Gust, who was recently named a Regents’ professor, is one of the most cited researchers in the field of artificial photosynthesis, which studies the benchmark natural process that collects sunlight and turns it into power. To that end, in 2009 he was awarded a $14 million grant from the Department of Energy to set up a research center focused on the technical challenges of solar fuels. These fuels would not be drawn from the ground like fossil fuels but made synthetically, triggered by the use of solar energy.  The key for Gust is to find out how the molecules in photosynthesis, the ones he studies most often are called porphyrins, can collect solar energy and transfer it in an efficient manner to convert water into hydrogen fuel and oxygen. It requires a lot of molecular-level lab work as well as a deep understanding of the natural mechanisms of photosynthesis.

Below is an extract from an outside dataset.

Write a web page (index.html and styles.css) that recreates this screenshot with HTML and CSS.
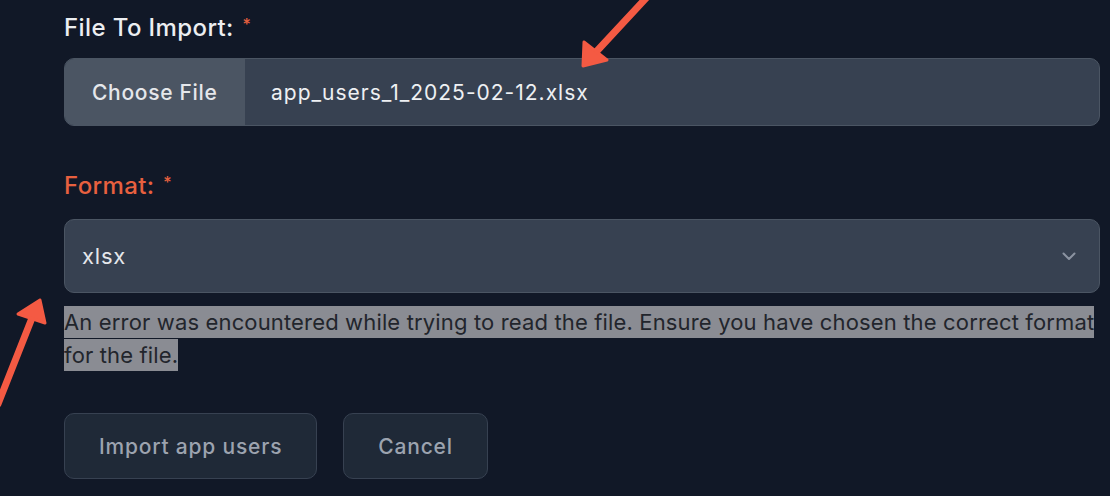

Understanding and then improving upon also is how he teaches his students in chemistry. It’s not only important to know science, he says, it is even more important to be creative in how you do science. In addition to undergraduate and graduate classes he teaches, Gust and long time ASU collaborators, Tom and Ana Moore consistently employ about 25 students in their labs on a wide range of projects. All of the students are learning from photosynthesis master craftsmen.

“It’s important to Arizona, and the country, to develop the talent that can do scientific research and creative technological thinking,” Gust says. “I want to do my part to encourage students to go into science and to develop their creativity and expertise. They are the next generation and they will inherit all of the problems that exist now. They are going to have to figure out how to solve them.”